Ce qui trompe ici, c’est que l’on prend la mimique, non en elle-même, mais associée au chant, à la musique ou à la parole surtout, qui lui communique sa clarté, lui donne sa signification précise, qui permet de suivre le mouvement de la pensée et de l’action dans son cours, d’analyser, de détailler les sentiments, les idées, etc.

Mais la pantomime, réduite à elle seule et à ses moyens propres, muette en un mot, n’a plus cette valeur expressive.
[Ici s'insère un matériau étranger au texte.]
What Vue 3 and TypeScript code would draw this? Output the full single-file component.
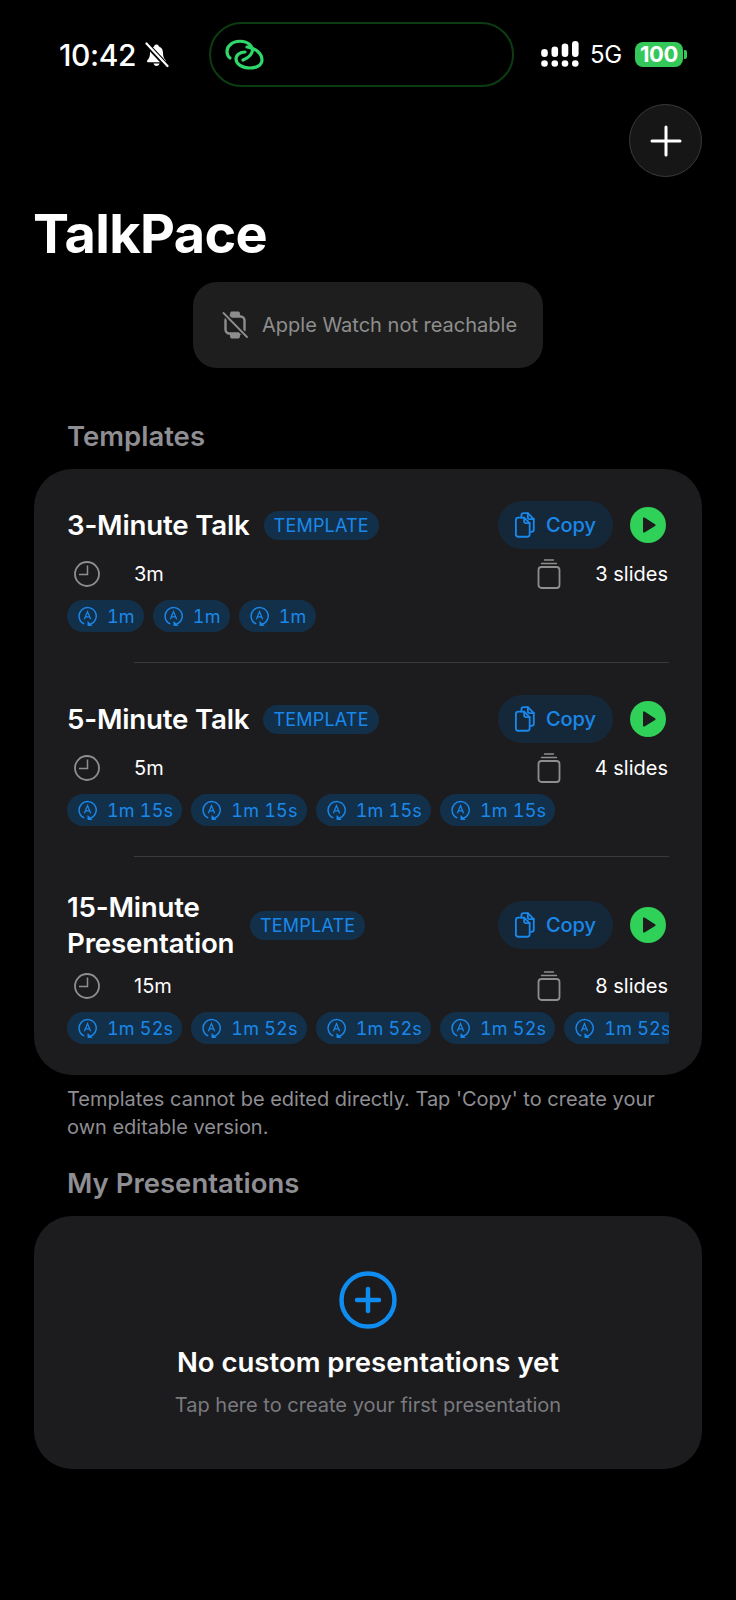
<template>
  <div class="screen">
    <header class="status-bar">
      <div class="status-left">
        <span class="time">10:42</span>
        <svg class="bell" width="25" height="26" viewBox="0 0 25 26">
          <path d="M12.5 2.5c-1.4 0-2.2.9-2.4 2C7.400 5.400 6 7.800 6 10.800c0 3.400-.7 5.400-2.600 7.400-.8.900-.2 2.100 1 2.100h16.200c1.200 0 1.800-1.200 1-2.100-1.900-2-2.600-4-2.600-7.400 0-3-1.400-5.400-4.100-6.300-.2-1.100-1-2-2.400-2z" fill="#fff"/>
          <path d="M9.500 21.500c.4 1.500 1.500 2.500 3 2.500s2.600-1 3-2.500z" fill="#fff"/>
          <path d="M2 1.500 23 24" stroke="#000" stroke-width="5"/>
          <path d="M2.500 1.500 23.500 24" stroke="#fff" stroke-width="2.200" stroke-linecap="round"/>
        </svg>
      </div>
      <div class="island">
        <svg width="40" height="32" viewBox="0 0 40 32" fill="none" stroke="#30d76a" stroke-width="3.200" stroke-linecap="round">
          <path d="M5 19C1 16 1 9 5 6c5-5 15-5 20 0 5 5 2 11-7 15"/>
          <path d="M22 8c8 1 15 6 15 13 0 6-7 8-12 8-8 0-14-4-14-9 0-4 4-7 9-7"/>
        </svg>
      </div>
      <div class="status-right">
        <svg width="38" height="26" viewBox="0 0 38 26" fill="#fff">
          <circle cx="3.500" cy="22.500" r="3.300"/>
          <circle cx="13.800" cy="22.500" r="3.300"/>
          <circle cx="24" cy="22.500" r="3.300"/>
          <circle cx="34.300" cy="22.500" r="3.300"/>
          <rect x="0.200" y="8" width="6.600" height="8" rx="3.300"/>
          <rect x="10.500" y="5.500" width="6.600" height="10.500" rx="3.300"/>
          <rect x="20.700" y="2.500" width="6.600" height="13.500" rx="3.300"/>
          <rect x="31" y="0" width="6.600" height="16" rx="3.300"/>
        </svg>
        <span class="network">5G</span>
        <div class="battery">
          <span class="battery-body">100</span>
          <span class="battery-cap"></span>
        </div>
      </div>
    </header>

    <div class="toolbar">
      <button class="add-btn">
        <svg width="32" height="32" viewBox="0 0 32 32" stroke="#fff" stroke-width="3" stroke-linecap="round">
          <path d="M16 2v28M2 16h28"/>
        </svg>
      </button>
    </div>

    <h1 class="page-title">TalkPace</h1>

    <div class="toast-wrap">
      <div class="toast">
        <svg width="26" height="30" viewBox="0 0 26 30" fill="none" stroke="#8e8e8e">
          <path d="M8 6.500 9 2h8l1 4.500M8 23.500 9 28h8l1-4.500" fill="#8e8e8e" stroke-width="1"/>
          <rect x="3.500" y="6.500" width="19" height="17" rx="4" stroke-width="2.400"/>
          <path d="M1.500 3 25 27" stroke="#1e1e1e" stroke-width="5"/>
          <path d="M1.500 3 25 27" stroke-width="1.800" stroke-linecap="round"/>
        </svg>
        <span>Apple Watch not reachable</span>
      </div>
    </div>

    <h2 class="section-title">Templates</h2>
    <section class="card">
      <article v-for="(t, i) in templates" :key="t.name" class="template">
        <div class="template-head">
          <h3 class="template-name" :class="{ wrapped: t.name.length > 14 }">{{ t.name }}</h3>
          <span class="badge">TEMPLATE</span>
          <button class="copy-btn">
            <svg width="22" height="26" viewBox="0 0 24 28" fill="none" stroke="#1a88ea" stroke-width="2" stroke-linejoin="round" stroke-linecap="round">
              <path d="M7 6V3.500C7 2.100 8 1 9.500 1h4.500l6.500 6.500v11.500c0 1.400-1 2.500-2.500 2.500h-1"/>
              <path d="M14 1v4.500c0 1.200.8 2 2 2h4.500"/>
              <path d="M3.500 6H10l6 6v12c0 1.600-1 2.800-2.600 2.800H3.500C2 26.800 1 25.600 1 24V8.800C1 7.200 2 6 3.500 6z"/>
              <path d="M10 6v4c0 1.200.8 2 2 2h4"/>
            </svg>
            <span>Copy</span>
          </button>
          <span class="play">
            <svg width="14" height="16" viewBox="0 0 14 16"><path d="M1 1.500v13a1 1 0 0 0 1.500.9l10.500-6.500a1 1 0 0 0 0-1.700L2.500.6A1 1 0 0 0 1 1.500z" fill="#1c1c1e"/></svg>
          </span>
        </div>
        <div class="template-meta">
          <svg class="clock" width="26" height="26" viewBox="0 0 26 26" fill="none" stroke="#8e8e8e" stroke-width="1.800">
            <circle cx="13" cy="13" r="12"/>
            <path d="M13.500 4.500v9H5" stroke-width="1.500"/>
          </svg>
          <span class="duration">{{ t.duration }}</span>
          <svg class="stack" width="24" height="30" viewBox="0 0 24 30" fill="none" stroke="#8e8e8e" stroke-linecap="round">
            <path d="M7.500 1h9" stroke-width="1.400"/>
            <path d="M4.500 4.500h15" stroke-width="1.400"/>
            <rect x="1.500" y="8" width="21" height="21" rx="3" stroke-width="1.800"/>
          </svg>
          <span class="slides">{{ t.slides }} slides</span>
        </div>
        <div class="chips">
          <span v-for="n in t.slides" :key="n" class="chip">
            <svg width="19" height="20" viewBox="0 0 20 21" fill="none" stroke="#1a88ea">
              <path d="M12.500 19.300A9 9 0 1 0 6 18.600" stroke-width="1.500" stroke-linecap="round"/>
              <path d="M10.500 16.500v4.200h4.200z" fill="#1a88ea" stroke-width="1"/>
              <path d="M6.700 14 10 5.800l3.300 8.200M7.800 11.400h4.400" stroke-width="1.300"/>
            </svg>
            <span>{{ t.per }}</span>
          </span>
        </div>
        <div v-if="i < templates.length - 1" class="divider"></div>
      </article>
    </section>
    <p class="note">Templates cannot be edited directly. Tap 'Copy' to create your own editable version.</p>

    <h2 class="section-title mine">My Presentations</h2>
    <section class="empty">
      <svg width="58" height="58" viewBox="0 0 58 58" fill="none" stroke="#0f8cf0" stroke-linecap="round">
        <circle cx="29" cy="29" r="26.500" stroke-width="4.500"/>
        <path d="M29 18v22M18 29h22" stroke-width="4.500"/>
      </svg>
      <h3 class="empty-title">No custom presentations yet</h3>
      <p class="empty-sub">Tap here to create your first presentation</p>
    </section>
  </div>
</template>

<script setup lang="ts">
interface TalkTemplate {
  name: string;
  duration: string;
  slides: number;
  per: string;
}

const templates: TalkTemplate[] = [
  { name: '3-Minute Talk', duration: '3m', slides: 3, per: '1m' },
  { name: '5-Minute Talk', duration: '5m', slides: 4, per: '1m 15s' },
  { name: '15-Minute Presentation', duration: '15m', slides: 8, per: '1m 52s' },
];
</script>

<style>
html,
body {
  background: #000;
}
</style>

<style scoped>
.screen {
  width: 736px;
  height: 1600px;
  overflow: hidden;
  background: #000;
  color: #fff;
  font-family: Inter, 'Liberation Sans', sans-serif;
  box-sizing: border-box;
  padding: 22px 34px 0 34px;
}
.status-bar {
  display: flex;
  align-items: flex-start;
  height: 65px;
  margin: 0 -34px;
  padding-left: 59px;
}
.status-left {
  display: flex;
  align-items: center;
  gap: 8px;
  width: 150px;
  height: 66px;
}
.time {
  font-size: 30px;
  font-weight: 500;
  letter-spacing: -0.4px;
}
.island {
  width: 305px;
  height: 65px;
  box-sizing: border-box;
  border: 2px solid #0c3d12;
  border-radius: 33px;
  display: flex;
  align-items: center;
  padding-left: 14px;
}
.status-right {
  display: flex;
  align-items: center;
  height: 64px;
  margin-left: 27px;
}
.network {
  font-size: 24px;
  margin-left: 11px;
  letter-spacing: -0.3px;
}
.battery {
  display: flex;
  align-items: center;
  margin-left: 13px;
}
.battery-body {
  width: 48px;
  height: 25px;
  background: #34c759;
  border-radius: 8px;
  font-size: 22px;
  font-weight: 700;
  line-height: 25px;
  text-align: center;
  letter-spacing: -0.5px;
}
.battery-cap {
  width: 3px;
  height: 9px;
  margin-left: 1px;
  background: #34c759;
  border-radius: 0 2px 2px 0;
}
.toolbar {
  display: flex;
  justify-content: flex-end;
  margin-top: 17px;
}
.add-btn {
  width: 73px;
  height: 73px;
  border-radius: 50%;
  background: #161616;
  border: 1.500px solid #3a3a3a;
  padding: 0;
  display: flex;
  align-items: center;
  justify-content: center;
}
.page-title {
  margin: 25px 0 0 -1px;
  font-size: 54px;
  line-height: 64px;
  font-weight: 700;
  letter-spacing: -0.6px;
}
.toast-wrap {
  display: flex;
  justify-content: center;
  margin-top: 16px;
}
.toast {
  width: 350px;
  height: 86px;
  box-sizing: border-box;
  background: #1e1e1e;
  border-radius: 24px;
  display: flex;
  align-items: center;
  padding-left: 29px;
  gap: 14px;
  font-size: 20px;
  color: #8e8e8e;
}
.section-title {
  margin: 50px 0 0 33px;
  font-size: 27.500px;
  line-height: 36px;
  font-weight: 600;
  color: #8e8e93;
}
.section-title.mine {
  margin-top: 24px;
}
.card {
  margin-top: 15px;
  background: #1c1c1e;
  border-radius: 38px;
  padding: 32px 33px 31px 33px;
}
.template-head {
  display: flex;
  align-items: center;
  min-height: 48px;
}
.template-name {
  margin: 0;
  font-size: 27.700px;
  line-height: 36px;
  font-weight: 600;
  letter-spacing: -0.2px;
}
.template-name.wrapped {
  width: 169px;
}
.badge {
  margin-left: 14px;
  height: 29px;
  padding: 0 10px;
  border-radius: 15px;
  background: #13304a;
  color: #1a88ea;
  font-size: 18px;
  line-height: 29px;
  letter-spacing: 0.2px;
}
.copy-btn {
  margin-left: auto;
  width: 115px;
  height: 48px;
  border: none;
  border-radius: 24px;
  background: #15283a;
  color: #1a88ea;
  font-family: inherit;
  font-size: 20px;
  font-weight: 500;
  display: flex;
  align-items: center;
  justify-content: center;
  gap: 9px;
  padding: 0;
}
.play {
  margin: 0 3px 0 17px;
  width: 36px;
  height: 36px;
  border-radius: 50%;
  background: #30d158;
  display: flex;
  align-items: center;
  justify-content: center;
  padding-left: 2px;
  box-sizing: border-box;
}
.template-meta {
  display: flex;
  align-items: center;
  height: 40px;
  margin-top: 5px;
  font-size: 20px;
}
.clock {
  margin-left: 7px;
}
.duration {
  margin-left: 34px;
}
.stack {
  margin-left: auto;
  margin-right: -1px;
}
.slides {
  width: 84px;
  margin-left: 24px;
  text-align: right;
  margin-right: 1px;
}
.chips {
  display: flex;
  gap: 9px;
  overflow: hidden;
  margin-top: 6px;
  width: 602px;
}
.chip {
  flex: none;
  height: 32px;
  border-radius: 16px;
  background: #13304a;
  color: #1a88ea;
  font-size: 18px;
  font-variant-numeric: tabular-nums;
  letter-spacing: 0.2px;
  display: flex;
  align-items: center;
  gap: 10px;
  padding: 0 9px 0 11px;
}
.divider {
  height: 1.500px;
  margin: 29.500px 0 32px 67px;
  background: #3a3a3c;
}
.note {
  margin: 11px 0 0 33px;
  width: 620px;
  font-size: 20px;
  line-height: 27.500px;
  color: #8e8e93;
}
.empty {
  margin-top: 15px;
  height: 253px;
  box-sizing: border-box;
  background: #1c1c1e;
  border-radius: 38px;
  display: flex;
  flex-direction: column;
  align-items: center;
  padding-top: 55px;
}
.empty-title {
  margin: 15px 0 0 0;
  font-size: 27.500px;
  line-height: 36px;
  font-weight: 600;
}
.empty-sub {
  margin: 11px 0 0 0;
  font-size: 20px;
  line-height: 28px;
  color: #7a7a7e;
}
</style>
Les exemples choisis par lesquels on célèbre le triomphe de cet art dans ses virtuoses les plus renommés, soit anciens, soit modernes, froidement examinés, le prouvent avec la dernière évidence.

Quand on entend dire de l’acteur Koscius, l’ami de Cicéron, qu’il traduisait toute une harangue de l’orateur romain (je crois la Milonienne) et qu’on prend cette hyperbole à la lettre (voy. Du Bos, p. 251), on est dupe d’un mensonge grossier qui, sous le couvert d’un mot vague et ambigu, a traversé les siècles. Un instant de réflexion suffit pour montrer, si on le prend à la lettre, ce qu’a d’absurde et d’impossible le fait raconté contenu dans cette phrase banale tant de fois répétée. Que pouvait faire l’acteur ami de Cicéron, qui reproduisait aux yeux émerveillés sa harangue par le jeu de sa pantomime ? Traduire en réalité une seule phrase du discours parlé ou écrit, c’est-à-dire rendre visibles et faire comprendre dans leur ordre successif, les idées, les pensées, les sentiments, les images, etc., que l’orateur romain a mis dans son discours, de manière à les faire passer dans l’esprit du spectateur comme la parole le fait pour l’auditeur ? C’est, je le répète, simplement absurde. Roscius ne pouvait exprimer, par Son jeu d’acteur, que les situations, les sentiments, etc., dans leur généralité, que contient la harangue cicéronienne[2].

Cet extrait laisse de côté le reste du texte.